Crystallization is the most important separation and purification method in the pharmaceutical industry. More than 80% of the active pharmaceutical ingredients are produced via crystallization and about 70% of solid chemicals. In crystallization of active ingredients (AIs), the solubility curve helps to choose a suitable crystallization process (e.g. cooling, anti-solvent or evaporative crystallization) and determines the yield. Therefore, knowledge of the solubility is essential for the design of the crystallization process. Additionally, it is estimated that 40% of the new drug compounds may be regarded as poorly soluble with that percentage even higher for certain therapeutic classes. Combined cooling and anti-solvent crystallization is a critical step in pharmaceutical manufacturing, especially for poorly soluble active ingredients.
The solubility of a compound in organic solvents or water is equally important for screen design and later for process development. For designing a screen, for instance around cooling crystallization, you need to select solvents that have sufficient solubility and that have a high dependency of solubility on temperature. In addition, a selection of solvents and mixtures that spans the range of possible chemical functionalities will maximize the chances of finding new, interesting and developable solid forms.
Measuring the solubility requires accurate control of temperature and sharp observation of the phase transition, i.e. full dissolution of the solid phase, combined with information regarding the composition of the system. For many compounds, the solubility increases with temperature. A compound may have considerably different solubility depending on the investigated solvent/solvent system. Solubility data are used to take critical decisions from the earliest stages of drug discovery, throughout the entire process development and up to formulation. Since generally a reproducible solubility dataset over a temperature or compositional range is required, many data points need to be determined separately. This can be labor intensive and time consuming. Crystal16 and Crystalline instruments offer invaluable tools to automate the execution of solubility measurements in quick, controllable and reproducible manner.
Moreover, when solubility data is required at constant temperature, which is often the case in multicomponent mixtures, solvent addition (SA) is the method of choice.
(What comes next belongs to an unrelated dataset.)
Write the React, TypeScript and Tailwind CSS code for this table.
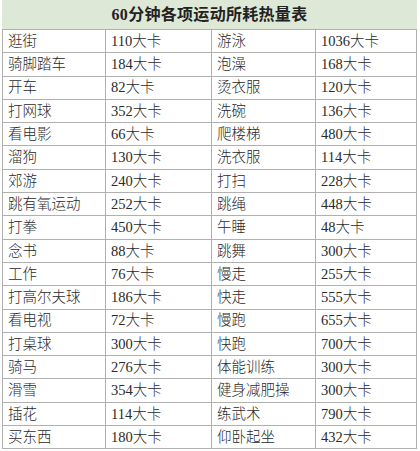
import React from 'react';

const rows: [string, string, string, string][] = [
  ['逛街', '110大卡', '游泳', '1036大卡'],
  ['骑脚踏车', '184大卡', '泡澡', '168大卡'],
  ['开车', '82大卡', '烫衣服', '120大卡'],
  ['打网球', '352大卡', '洗碗', '136大卡'],
  ['看电影', '66大卡', '爬楼梯', '480大卡'],
  ['溜狗', '130大卡', '洗衣服', '114大卡'],
  ['郊游', '240大卡', '打扫', '228大卡'],
  ['跳有氧运动', '252大卡', '跳绳', '448大卡'],
  ['打拳', '450大卡', '午睡', '48大卡'],
  ['念书', '88大卡', '跳舞', '300大卡'],
  ['工作', '76大卡', '慢走', '255大卡'],
  ['打高尔夫球', '186大卡', '快走', '555大卡'],
  ['看电视', '72大卡', '慢跑', '655大卡'],
  ['打桌球', '300大卡', '快跑', '700大卡'],
  ['骑马', '276大卡', '体能训练', '300大卡'],
  ['滑雪', '354大卡', '健身减肥操', '300大卡'],
  ['插花', '114大卡', '练武术', '790大卡'],
  ['买东西', '180大卡', '仰卧起坐', '432大卡'],
];

export default function App() {
  return (
    <div className="w-[420px] h-[451px] bg-white font-['Liberation_Serif','Noto_Sans_CJK_SC',serif] text-[#2a2a2a]">
      <div className="ml-[2px] w-[415px] bg-[#b0b0b0] grid gap-px pb-px px-px">
        <div className="h-[29px] -mx-px bg-[#dde9d6] flex items-center justify-center text-[16px] font-bold tracking-[0.3px] text-[#222]">
          60分钟各项运动所耗热量表
        </div>
        <div className="grid grid-cols-[102px_105px_103px_100px] grid-rows-[repeat(18,22.3px)] gap-px">
          {rows.map((r, i) =>
            r.map((c, j) => (
              <div key={`${i}-${j}`} className="bg-white flex items-center pl-[5px] text-[14.5px] leading-none font-light">
                {c}
              </div>
            ))
          )}
        </div>
      </div>
    </div>
  );
}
In the solvent addition method, the temperature is kept constant. Upon dilution of a suspension of known composition by the addition of solvent, a clear point is detected when the equilibrium concentration is reached. The clear point can be detected by a decrease in solution concentration or by the disappearing of crystals. Crystalline instrument is used to monitor the suspension by using the particle viewer cameras. The cameras take pictures at regular intervals and the clear point is determined as the first picture without crystals. In the Crystalline, eight measurements may be conducted simultaneously. The cameras of the Crystalline clearly capture the thinning of the suspension upon the addition of solvent, until no crystals are detected anymore.
Knowledge of solubility is essential in order to reach the supreme goal of crystallization: provide customers with a product having acceptable cost, yield, purity, and material properties.